Ocean Signal Sales and Marketing Manager James Hewitt said: “Even the most experienced and well prepared trampers, hikers and sailors can find themselves in trouble due to weather conditions, illness or injury. In remote or inaccessible regions or when at sea, the only chance of contacting the rescue authorities may be by activating beacon such as our rescueME PLB1.
“We are always pleased to hear about successful rescues and that the people involved are safe and well. A lot of credit always goes to the rescue authorities, but their job locating the survivor is made a lot easier when a beacon has been activated. A PLB is a relatively small investment for anyone who enjoys boating or any outdoor activities in remote areas, but it provides reassurance that rescue is always at hand in an emergency.”
Suitable for use on land or at sea, Ocean Signal’s rescueME PLB1 is the world’s smallest personal locator beacon and is specifically designed to be small and light enough to carry or attach to clothing for instant access to emergency services at the press of a button.

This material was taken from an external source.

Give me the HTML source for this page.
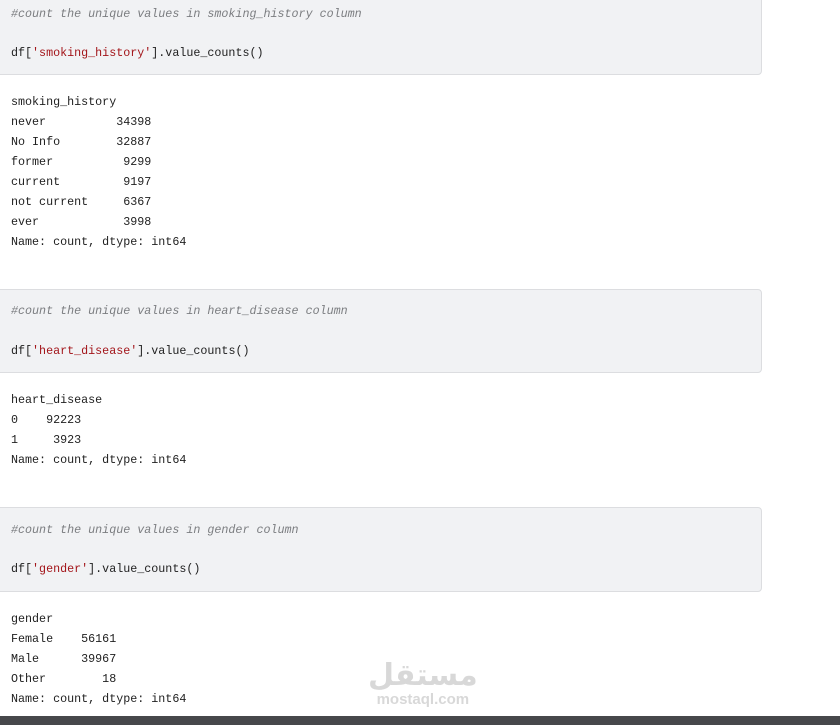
<!DOCTYPE html>
<html><head><meta charset="utf-8"><style>
body{margin:0;width:840px;height:725px;background:#fff;position:relative;overflow:hidden;font-family:"Liberation Mono",monospace;font-size:11.7px;color:#212121}
.cell{position:absolute;left:-6px;width:766px;background:#f1f2f4;border:1px solid #dcdde0;border-radius:4px}
.t{position:absolute;left:11px;white-space:pre;line-height:20px}
.c{color:#7b7d80;font-style:italic}
.s{color:#a3151a}
.bar{position:absolute;left:0;top:716px;width:840px;height:9px;background:#47484b}
.wm{position:absolute;left:368px;top:660px;color:#d8d8d8;font-family:"Liberation Sans",sans-serif;font-weight:bold;text-align:center}
</style></head><body>
<div class="cell" style="top:-6px;height:79px"></div>
<div class="t c" style="top:4px">#count the unique values in smoking_history column</div>
<div class="t" style="top:43px">df[<span class="s">'smoking_history'</span>].value_counts()</div>
<div class="t" style="top:92px">smoking_history
never          34398
No Info        32887
former          9299
current         9197
not current     6367
ever            3998
Name: count, dtype: int64</div>
<div class="cell" style="top:289px;height:82px"></div>
<div class="t c" style="top:301px">#count the unique values in heart_disease column</div>
<div class="t" style="top:341px">df[<span class="s">'heart_disease'</span>].value_counts()</div>
<div class="t" style="top:390px">heart_disease
0    92223
1     3923
Name: count, dtype: int64</div>
<div class="cell" style="top:507px;height:83px"></div>
<div class="t c" style="top:520px">#count the unique values in gender column</div>
<div class="t" style="top:559px">df[<span class="s">'gender'</span>].value_counts()</div>
<div class="t" style="top:609px">gender
Female    56161
Male      39967
Other        18
Name: count, dtype: int64</div>
<div class="wm"><div style="font-size:30px;line-height:32px;font-family:'DejaVu Sans',sans-serif">مستقل</div><div style="font-size:15px;line-height:16px">mostaql.com</div></div>
<div class="bar"></div>
</body></html>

Once activated, the PLB1 communicates the location of a survivor to search and rescue services via the designated 406MHz Cospas-Sarsat satellite system with position provided by a 66 channel GPS. The device also incorporates a 121.5MHz homing beacon, plus high intensity (1 candela) strobe light.
For more information on the new Ocean Signal rescueME PLB1 and range of products, please go to the website at www.oceansignal.com.
Ocean Signal operates as a unit of Florida-based ACR Electronics, Inc., a global leader in safety and survival technologies. Both ACR Electronics and Ocean Signal provide a free beacon replacement service for survivors who share their stories. A growing list of survivors from Australia and New Zealand who activated beacons in a life-threatening emergency have joined the ACR’s SurvivorClub to share their stories and help raise awareness about the best practices to ensure safety, both on land and at sea.